Many research groups [5,6,7,8] are actively pursuing content-based indexing, storage and retrieval of images. Some systems have already been built that provide content-based image retrieval [9,10,11]. These systems require user interaction, which emphasizes shape, color, and texture features to build queries. The histogram and texture analysis techniques analyze an image at a lower level on a strictly quantitative basis and are unable to capture higher-level scene descriptions that relate different primitive image features with each other. These descriptions will help in image retrieval where queries are concerned with locating images containing manmade objects. Moreover, such descriptions are relatively less sensitive to illumination changes as compared to lower-level histogram and texture analysis. Hence, we develop retrieval methodologies incorporating both lower-level and higher-level image analysis methods.

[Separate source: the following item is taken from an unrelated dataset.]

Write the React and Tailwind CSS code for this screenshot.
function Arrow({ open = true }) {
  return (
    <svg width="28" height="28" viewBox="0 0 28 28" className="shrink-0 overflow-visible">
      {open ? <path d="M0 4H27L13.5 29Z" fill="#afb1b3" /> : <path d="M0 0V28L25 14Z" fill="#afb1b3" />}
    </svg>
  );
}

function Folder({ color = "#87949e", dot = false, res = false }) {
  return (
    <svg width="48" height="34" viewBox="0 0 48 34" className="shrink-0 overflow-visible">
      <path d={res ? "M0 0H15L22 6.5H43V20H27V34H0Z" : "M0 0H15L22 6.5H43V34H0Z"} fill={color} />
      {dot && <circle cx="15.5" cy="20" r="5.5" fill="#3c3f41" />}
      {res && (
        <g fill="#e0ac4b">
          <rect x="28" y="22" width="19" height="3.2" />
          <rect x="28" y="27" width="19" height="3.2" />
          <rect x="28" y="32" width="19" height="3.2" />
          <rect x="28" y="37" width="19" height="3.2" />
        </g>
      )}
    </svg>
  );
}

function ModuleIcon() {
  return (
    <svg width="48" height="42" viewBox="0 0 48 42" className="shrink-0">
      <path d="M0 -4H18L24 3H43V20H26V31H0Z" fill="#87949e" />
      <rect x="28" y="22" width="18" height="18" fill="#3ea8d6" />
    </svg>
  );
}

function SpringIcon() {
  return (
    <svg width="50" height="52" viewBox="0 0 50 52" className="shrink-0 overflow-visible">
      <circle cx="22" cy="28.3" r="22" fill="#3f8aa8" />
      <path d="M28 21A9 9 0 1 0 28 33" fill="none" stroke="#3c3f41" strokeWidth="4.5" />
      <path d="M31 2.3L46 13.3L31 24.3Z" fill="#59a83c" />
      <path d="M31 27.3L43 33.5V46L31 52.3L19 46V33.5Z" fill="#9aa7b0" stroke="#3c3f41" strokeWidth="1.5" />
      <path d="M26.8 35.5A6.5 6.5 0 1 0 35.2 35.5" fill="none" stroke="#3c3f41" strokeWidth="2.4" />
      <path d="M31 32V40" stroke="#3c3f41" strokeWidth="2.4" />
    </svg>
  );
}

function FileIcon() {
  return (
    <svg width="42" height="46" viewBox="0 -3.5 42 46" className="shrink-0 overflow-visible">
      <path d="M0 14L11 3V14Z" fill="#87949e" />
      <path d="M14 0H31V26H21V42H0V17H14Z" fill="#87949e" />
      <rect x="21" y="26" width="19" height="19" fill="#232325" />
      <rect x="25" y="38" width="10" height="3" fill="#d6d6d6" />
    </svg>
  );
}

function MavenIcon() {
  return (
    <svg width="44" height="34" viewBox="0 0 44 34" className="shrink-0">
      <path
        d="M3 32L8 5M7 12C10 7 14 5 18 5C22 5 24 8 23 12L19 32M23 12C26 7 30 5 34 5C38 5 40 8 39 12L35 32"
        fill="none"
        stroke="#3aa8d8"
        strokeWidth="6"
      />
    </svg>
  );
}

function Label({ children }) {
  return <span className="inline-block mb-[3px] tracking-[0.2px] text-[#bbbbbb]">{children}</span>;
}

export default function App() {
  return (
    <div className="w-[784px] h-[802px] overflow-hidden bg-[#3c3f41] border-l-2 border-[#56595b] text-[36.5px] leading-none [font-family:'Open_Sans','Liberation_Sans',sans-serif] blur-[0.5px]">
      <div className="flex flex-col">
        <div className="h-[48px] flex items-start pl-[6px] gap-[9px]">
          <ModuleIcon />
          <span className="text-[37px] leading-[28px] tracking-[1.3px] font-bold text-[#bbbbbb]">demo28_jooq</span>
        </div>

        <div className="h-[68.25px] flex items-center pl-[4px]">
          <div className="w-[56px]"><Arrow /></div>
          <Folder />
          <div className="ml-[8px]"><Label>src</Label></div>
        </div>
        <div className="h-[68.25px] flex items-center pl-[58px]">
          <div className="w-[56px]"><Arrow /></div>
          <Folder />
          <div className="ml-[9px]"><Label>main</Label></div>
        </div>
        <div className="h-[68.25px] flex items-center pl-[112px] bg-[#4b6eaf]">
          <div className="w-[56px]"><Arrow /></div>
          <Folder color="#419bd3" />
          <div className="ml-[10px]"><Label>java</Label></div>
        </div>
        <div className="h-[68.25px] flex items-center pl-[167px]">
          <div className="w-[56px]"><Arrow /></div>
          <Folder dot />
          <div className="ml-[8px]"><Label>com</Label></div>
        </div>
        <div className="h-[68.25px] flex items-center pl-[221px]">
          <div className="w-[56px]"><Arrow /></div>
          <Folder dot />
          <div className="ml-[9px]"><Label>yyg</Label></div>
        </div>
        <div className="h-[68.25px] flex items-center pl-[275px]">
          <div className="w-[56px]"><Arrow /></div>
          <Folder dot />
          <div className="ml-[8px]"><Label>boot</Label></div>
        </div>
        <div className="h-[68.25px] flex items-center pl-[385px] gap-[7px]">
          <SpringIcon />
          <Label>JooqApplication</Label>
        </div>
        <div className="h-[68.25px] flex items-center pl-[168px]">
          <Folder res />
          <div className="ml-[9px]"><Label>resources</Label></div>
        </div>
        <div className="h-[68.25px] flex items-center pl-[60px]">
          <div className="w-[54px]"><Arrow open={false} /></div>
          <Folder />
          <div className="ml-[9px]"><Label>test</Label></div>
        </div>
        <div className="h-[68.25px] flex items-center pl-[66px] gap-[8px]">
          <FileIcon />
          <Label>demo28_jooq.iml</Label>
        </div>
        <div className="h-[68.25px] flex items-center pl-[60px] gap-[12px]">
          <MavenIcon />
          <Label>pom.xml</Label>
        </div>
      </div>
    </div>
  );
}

A study for the comparison of separate lower-level (histogram and texture) and higher-level (structure) approaches for the retrieval of images containing manmade objects with significant structure (represented by buildings) is presented in [2]. This paper presents an extension to that approach by integrating lower-level and higher-level approaches for the retrieval of images containing large manmade objects. However, in the current integration we do not consider the histogram. Our general framework is outlined in figure 1. An image is treated separately for two different types of analysis: global higher-level analysis and global lower-level analysis.
Higher-level analysis consists of using the general rules of perceptual grouping. Perceptual grouping refers to the human visual ability to extract significant image relations from lower-level primitive image features without any knowledge of the image content [1,2,3]. It uses such concepts as grouping by proximity, similarity, continuation, closure, and symmetry to group primitive image features into meaningful higher-level image relations. The global extraction of these higher-level features that represent significant structure to construct a 3-dimensional feature vector is outlined briefly in the next section. A detailed discussion of the extraction of these features may be found in [1].

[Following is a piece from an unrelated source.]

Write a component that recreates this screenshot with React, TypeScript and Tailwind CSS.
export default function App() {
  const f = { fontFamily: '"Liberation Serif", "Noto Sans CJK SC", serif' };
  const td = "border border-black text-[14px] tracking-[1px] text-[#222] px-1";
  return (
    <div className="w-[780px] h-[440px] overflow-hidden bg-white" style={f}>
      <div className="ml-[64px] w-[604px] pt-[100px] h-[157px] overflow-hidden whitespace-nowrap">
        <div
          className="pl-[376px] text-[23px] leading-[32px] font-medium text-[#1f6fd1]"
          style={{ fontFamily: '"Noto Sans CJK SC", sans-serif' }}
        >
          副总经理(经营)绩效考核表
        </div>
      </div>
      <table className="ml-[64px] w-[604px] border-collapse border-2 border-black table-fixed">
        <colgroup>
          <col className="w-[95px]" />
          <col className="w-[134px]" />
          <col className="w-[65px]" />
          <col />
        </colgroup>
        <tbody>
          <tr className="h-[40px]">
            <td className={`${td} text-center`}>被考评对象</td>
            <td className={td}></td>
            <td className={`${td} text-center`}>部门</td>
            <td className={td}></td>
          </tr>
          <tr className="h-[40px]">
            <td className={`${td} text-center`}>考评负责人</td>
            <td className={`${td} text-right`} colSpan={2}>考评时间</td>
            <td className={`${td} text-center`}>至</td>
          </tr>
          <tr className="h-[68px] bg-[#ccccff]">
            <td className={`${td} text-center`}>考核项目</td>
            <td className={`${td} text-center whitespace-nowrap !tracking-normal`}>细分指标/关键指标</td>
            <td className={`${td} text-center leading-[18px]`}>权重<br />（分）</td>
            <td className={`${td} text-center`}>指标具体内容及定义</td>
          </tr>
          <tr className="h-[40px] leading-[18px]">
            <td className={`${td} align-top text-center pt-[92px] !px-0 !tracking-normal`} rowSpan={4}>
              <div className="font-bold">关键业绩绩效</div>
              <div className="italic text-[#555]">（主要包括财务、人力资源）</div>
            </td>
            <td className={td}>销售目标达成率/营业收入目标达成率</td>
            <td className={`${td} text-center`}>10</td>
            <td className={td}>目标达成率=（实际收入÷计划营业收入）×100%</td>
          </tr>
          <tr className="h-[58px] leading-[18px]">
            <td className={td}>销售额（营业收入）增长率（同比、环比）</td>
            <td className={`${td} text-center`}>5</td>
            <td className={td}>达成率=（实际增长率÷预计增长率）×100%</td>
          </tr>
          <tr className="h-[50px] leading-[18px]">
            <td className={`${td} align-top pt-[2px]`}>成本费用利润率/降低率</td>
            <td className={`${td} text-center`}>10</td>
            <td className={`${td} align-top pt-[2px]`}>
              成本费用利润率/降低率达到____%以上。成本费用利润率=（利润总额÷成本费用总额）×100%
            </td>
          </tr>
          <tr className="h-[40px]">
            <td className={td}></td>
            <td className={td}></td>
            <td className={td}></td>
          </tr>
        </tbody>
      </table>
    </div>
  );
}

Lower-level analysis is performed by employing Gabor filters to extract texture features. The texture features are computed globally in a manmade object region of interest (ROI) extracted by using perceptual grouping. We integrate a multiscale, multiorientation channel energy model within the higher-level ROI, to extract a 16-dimensional feature vector consisting of fractional energies in various spatial channels. The framework is also capable of computing the texture features without confinement to the manmade ROI (i.e. the texture features may be computed for the whole image).

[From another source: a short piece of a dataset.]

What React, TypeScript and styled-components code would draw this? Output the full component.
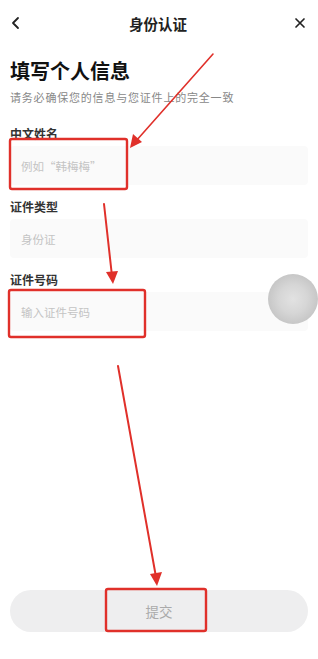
import styled, { createGlobalStyle } from "styled-components";

const GlobalStyle = createGlobalStyle`
  html, body {
    margin: 0;
    padding: 0;
    background: #ffffff;
    font-family: "Noto Sans CJK SC", "Noto Sans", sans-serif;
  }
  * { box-sizing: border-box; }
`;

function App() {
  return (
    <Page>
      <GlobalStyle />
      <Header>
        <IconButton aria-label="back">
          <svg width="12" height="14" viewBox="0 0 12 14">
            <path d="M8 2 L3 7 L8 12" fill="none" stroke="#222" strokeWidth="1.8" strokeLinecap="round" strokeLinejoin="round" />
          </svg>
        </IconButton>
        <HeaderTitle>身份认证</HeaderTitle>
        <IconButton aria-label="close">
          <svg width="12" height="12" viewBox="0 0 12 12">
            <path d="M2 2 L10 10 M10 2 L2 10" fill="none" stroke="#222" strokeWidth="1.7" strokeLinecap="round" />
          </svg>
        </IconButton>
      </Header>

      <Content>
        <Title>填写个人信息</Title>
        <Subtitle>请务必确保您的信息与您证件上的完全一致</Subtitle>

        <Field>
          <Label>中文姓名</Label>
          <InputBox>例如“韩梅梅”</InputBox>
        </Field>
        <Field>
          <Label>证件类型</Label>
          <InputBox>身份证</InputBox>
        </Field>
        <Field>
          <Label>证件号码</Label>
          <InputBox>输入证件号码</InputBox>
        </Field>
      </Content>

      <Footer>
        <SubmitButton>提交</SubmitButton>
      </Footer>

      <FloatBall />

      {/* red annotation marks drawn over the screen */}
      <Annotations width="318" height="659" viewBox="0 0 318 659">
        <g fill="none" stroke="#e0302a" strokeWidth="2.4">
          <rect x="10" y="139" width="117" height="50" rx="2" />
          <rect x="9" y="290" width="136" height="47" rx="2" />
          <rect x="106" y="589" width="100" height="42" rx="2" />
        </g>
        <g stroke="#e0302a" strokeLinecap="round">
          <line x1="213" y1="54" x2="136" y2="141" strokeWidth="1.6" />
          <line x1="104" y1="204" x2="112" y2="276" strokeWidth="2" />
          <line x1="118" y1="366" x2="156" y2="577" strokeWidth="2" />
        </g>
        <g fill="#e0302a">
          <polygon points="130,148 133,134 142,142" />
          <polygon points="113,284 106,272 118,271" />
          <polygon points="157,586 150,574 162,572" />
        </g>
      </Annotations>
    </Page>
  );
}

export default App;

const Page = styled.div`
  position: relative;
  width: 318px;
  height: 659px;
  display: flex;
  flex-direction: column;
  background: #ffffff;
  overflow: hidden;
`;

const Header = styled.div`
  display: flex;
  align-items: center;
  justify-content: space-between;
  height: 30px;
  margin-top: 8px;
  padding: 0 10px 0 8px;
`;

const IconButton = styled.div`
  width: 16px;
  height: 16px;
  display: flex;
  align-items: center;
  justify-content: center;
`;

const HeaderTitle = styled.div`
  font-size: 14.5px;
  font-weight: 700;
  color: #222;
`;

const Content = styled.div`
  flex: 1;
  padding: 19px 10px 0 10px;
`;

const Title = styled.div`
  font-size: 20px;
  font-weight: 700;
  color: #111;
  line-height: 27px;
`;

const Subtitle = styled.div`
  margin-top: 6px;
  font-size: 11px;
  letter-spacing: 0.8px;
  color: #888;
  line-height: 15px;
  margin-bottom: 21px;
`;

const Field = styled.div`
  margin-bottom: 14px;
`;

const Label = styled.div`
  font-size: 12px;
  font-weight: 700;
  color: #333;
  line-height: 16px;
  margin-bottom: 4px;
`;

const InputBox = styled.div`
  height: 39px;
  background: #fafafa;
  border-radius: 4px;
  display: flex;
  align-items: center;
  padding-left: 11px;
  font-size: 11.5px;
  color: #c4c4c4;
`;

const Footer = styled.div`
  padding: 0 10px 27px 10px;
`;

const SubmitButton = styled.div`
  height: 42px;
  border-radius: 21px;
  background: #eeeeef;
  display: flex;
  align-items: center;
  justify-content: center;
  font-size: 13.5px;
  color: #aaa;
`;

const FloatBall = styled.div`
  position: absolute;
  left: 268px;
  top: 274px;
  width: 50px;
  height: 50px;
  border-radius: 50%;
  background: radial-gradient(circle at 50% 50%, #e2e2e2 0, #d6d6d6 40%, #b8b8b8 100%);
`;

const Annotations = styled.svg`
  position: absolute;
  left: 0;
  top: 0;
  pointer-events: none;
`;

The underlying idea is to analyze the structure present in an image (using the higher-level analysis module) to make a decision regarding the presence of manmade objects. This decision is examined in an analysis block, as shown in figure 1, to use the texture represented by the structure for refinement and enhancement in the analysis of recall and precision while serving queries. Refinement refers to the process of fine tuning the set of images obtained by higher-level analysis to eliminate false alarms, whereas enhancement refers to the extension of the set obtained by the higher-level analysis to include some images that contain manmade objects that might have been missed by the higher-level analysis module. A monocular grayscale image database consisting of outdoor images taken from a ground-level camera is utilized.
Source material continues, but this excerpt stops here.